Transplant Biology focusses on the molecular, cellular and functional events that occur when cells, tissues or organs from one individual (a donor) are transferred to another, genetically distinct individual (a recipient). The principle of transplantation is to reverse disease in recipients by transferring healthy, functional tissue from a donor. Despite remarkable clinical successes over the past 100 years, all forms of transplantation remain limited by challenges related to full and lasting integration of donor tissue into the recipient’s body. In particular, the range of acute and chronic immune responses that are triggered by genetic mismatches in major histocompatibility complex and other proteins and the adverse effects of immunosuppressive anti-rejection therapies continue to limit the long-term benefits of transplants. Research in the field of Transplant Biology specifically seeks to better understand the immunological and other barriers to successful transplants and to develop new and safer innovations to overcome them.

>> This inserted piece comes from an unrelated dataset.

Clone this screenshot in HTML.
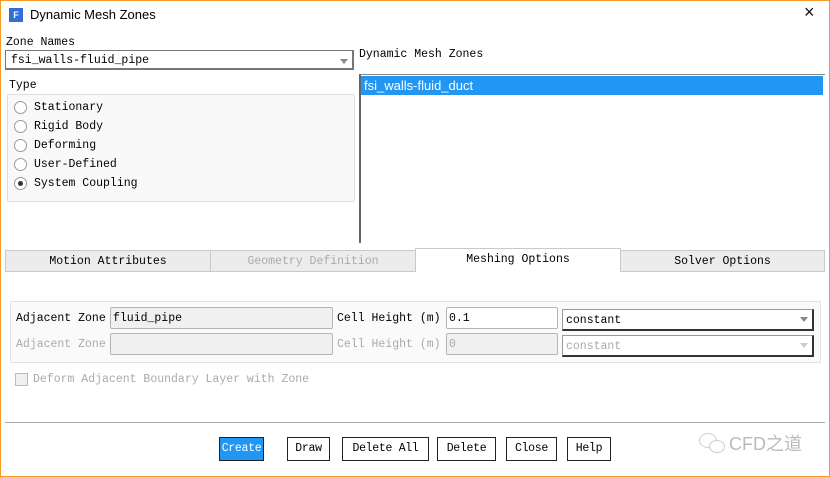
<!DOCTYPE html>
<html><head><meta charset="utf-8"><style>
*{box-sizing:border-box;margin:0;padding:0}
body{width:830px;height:477px;background:#fff;position:relative;overflow:hidden;font-family:"Liberation Mono","Noto Sans CJK SC",monospace;font-size:11.5px;color:#000}
.a{position:absolute;white-space:nowrap}
.win{left:0;top:0;width:830px;height:477px;border:1px solid #f59a23;}
.rad{width:13px;height:13px;border:1px solid #9a9a9a;border-radius:50%;background:#fff}
.fld{border:1px solid #b5b5b5;border-radius:2px;height:22px;padding:4px 2px;}
.btn{height:24px;border:1px solid #222;background:#fff;text-align:center;line-height:22px;font-size:11.5px;letter-spacing:-0.3px}
.tab{top:250px;height:22px;border:1px solid #c9c9c9;background:#ececec;text-align:center;line-height:21px}
.combo{height:22px;border:1px solid #999;border-right:2px solid #333;border-bottom:2px solid #333;background:#fff;padding:4px 3px}
.arr{position:absolute;right:4px;top:7px;width:0;height:0;border-left:4px solid transparent;border-right:4px solid transparent;border-top:5px solid #888}
</style></head><body>
<div class="a win"></div>
<div class="a" style="left:9px;top:8px;width:14px;height:14px;background:#2f6fd6;color:#fff;font:bold 9px 'Liberation Sans';text-align:center;line-height:14px">F</div>
<div class="a" style="left:30px;top:7px;font:13px 'Liberation Sans',sans-serif">Dynamic Mesh Zones</div>
<div class="a" style="left:804px;top:2px;font:18px 'Liberation Sans';color:#111">×</div>

<div class="a" style="left:6px;top:36px">Zone Names</div>
<div class="a combo" style="left:5px;top:50px;width:349px;height:20px;padding:3px 5px;border-color:#777">fsi_walls-fluid_pipe<span class="arr" style="top:8px"></span></div>
<div class="a" style="left:9px;top:79px">Type</div>
<div class="a" style="left:7px;top:94px;width:348px;height:108px;border:1px solid #ddd;border-radius:2px;background:#f9f9f9"></div>
<div class="a rad" style="left:14px;top:101px"></div><div class="a" style="left:34px;top:101px">Stationary</div>
<div class="a rad" style="left:14px;top:120px"></div><div class="a" style="left:34px;top:120px">Rigid Body</div>
<div class="a rad" style="left:14px;top:139px"></div><div class="a" style="left:34px;top:139px">Deforming</div>
<div class="a rad" style="left:14px;top:158px"></div><div class="a" style="left:34px;top:158px">User-Defined</div>
<div class="a rad" style="left:14px;top:177px"></div><div class="a" style="left:18px;top:181px;width:5px;height:5px;border-radius:50%;background:#333"></div><div class="a" style="left:34px;top:177px">System Coupling</div>

<div class="a" style="left:359px;top:48px">Dynamic Mesh Zones</div>
<div class="a" style="left:359px;top:74px;width:466px;height:169px;border-left:2px solid #666;border-top:1px solid #888"></div>
<div class="a" style="left:361px;top:76px;width:462px;height:19px;background:#2196f3;color:#fff;font:13px 'Liberation Sans',sans-serif;padding:2px 3px">fsi_walls-fluid_duct</div>

<div class="a tab" style="left:5px;width:206px;line-height:22px">Motion Attributes</div>
<div class="a tab" style="left:210px;width:206px;color:#aaa;line-height:22px">Geometry Definition</div>
<div class="a tab" style="left:415px;top:248px;width:206px;height:24px;background:#fff;border-bottom:none">Meshing Options</div>
<div class="a tab" style="left:620px;width:205px;line-height:22px">Solver Options</div>

<div class="a" style="left:10px;top:301px;width:811px;height:62px;border:1px solid #e3e3e3;background:#fafafa"></div>
<div class="a" style="left:16px;top:312px">Adjacent Zone</div>
<div class="a fld" style="left:110px;top:307px;width:223px;background:#f0f0f0">fluid_pipe</div>
<div class="a" style="left:337px;top:312px">Cell Height (m)</div>
<div class="a fld" style="left:446px;top:307px;width:112px;background:#fff">0.1</div>
<div class="a combo" style="left:562px;top:309px;width:252px">constant<span class="arr"></span></div>
<div class="a" style="left:16px;top:338px;color:#aaa">Adjacent Zone</div>
<div class="a fld" style="left:110px;top:333px;width:223px;background:#f0f0f0"></div>
<div class="a" style="left:337px;top:338px;color:#aaa">Cell Height (m)</div>
<div class="a fld" style="left:446px;top:333px;width:112px;background:#f0f0f0;color:#aaa">0</div>
<div class="a combo" style="left:562px;top:335px;width:252px;color:#aaa">constant<span class="arr" style="border-top-color:#ccc"></span></div>

<div class="a" style="left:15px;top:373px;width:13px;height:13px;border:1px solid #bbb;background:#f0f0f0"></div>
<div class="a" style="left:33px;top:373px;color:#aaa">Deform Adjacent Boundary Layer with Zone</div>

<div class="a" style="left:5px;top:422px;width:820px;height:1px;background:#aaa"></div>
<div class="a btn" style="left:219px;top:437px;width:45px;background:#2196f3;color:#fff">Create</div>
<div class="a btn" style="left:287px;top:437px;width:43px">Draw</div>
<div class="a btn" style="left:342px;top:437px;width:87px">Delete All</div>
<div class="a btn" style="left:437px;top:437px;width:59px">Delete</div>
<div class="a btn" style="left:506px;top:437px;width:51px">Close</div>
<div class="a btn" style="left:567px;top:437px;width:44px">Help</div>
<div class="a" style="left:699px;top:433px;width:18px;height:15px;border:1px solid #ccc;border-radius:50%"></div>
<div class="a" style="left:709px;top:440px;width:16px;height:13px;border:1px solid #ccc;border-radius:50%;background:#fff"></div>
<div class="a" style="left:729px;top:430px;font:18px 'Liberation Sans','Noto Sans CJK SC',sans-serif;color:#bbb">CFD之道</div>
</body></html>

The REMEDI Transplant Biology Programme

Research at REMEDI in the field of Transplant Biology focusses on the influences of donor/recipient mismatches on the effectiveness of therapeutic stem cells from non-self (allogeneic) sources. Transferring research strategies and expertise from long-established areas such as solid organ (kidney) and tissue (cornea) transplantation to the questions and challenges surrounding allogeneic regenerative therapies has been an important overarching principle for REMEDI investigators within this theme. Our insights into the complex interactions between allogeneic stem cells and the recipient immune system reveal their potential to both enhance and limit the therapeutic benefits of regenerative therapies. Detailed characterisations of innate and adaptive anti-donor immune responses and experimental comparisons between stem cells from genetically identical (autologous) and allogeneic sources allow us to profile these effects in healthy and disease conditions. We are also exploring the potential for autologous and allogeneic stem cell therapies or their released products to prolong the survival of allogenic transplants by promoting immune regulatory and tolerance pathways.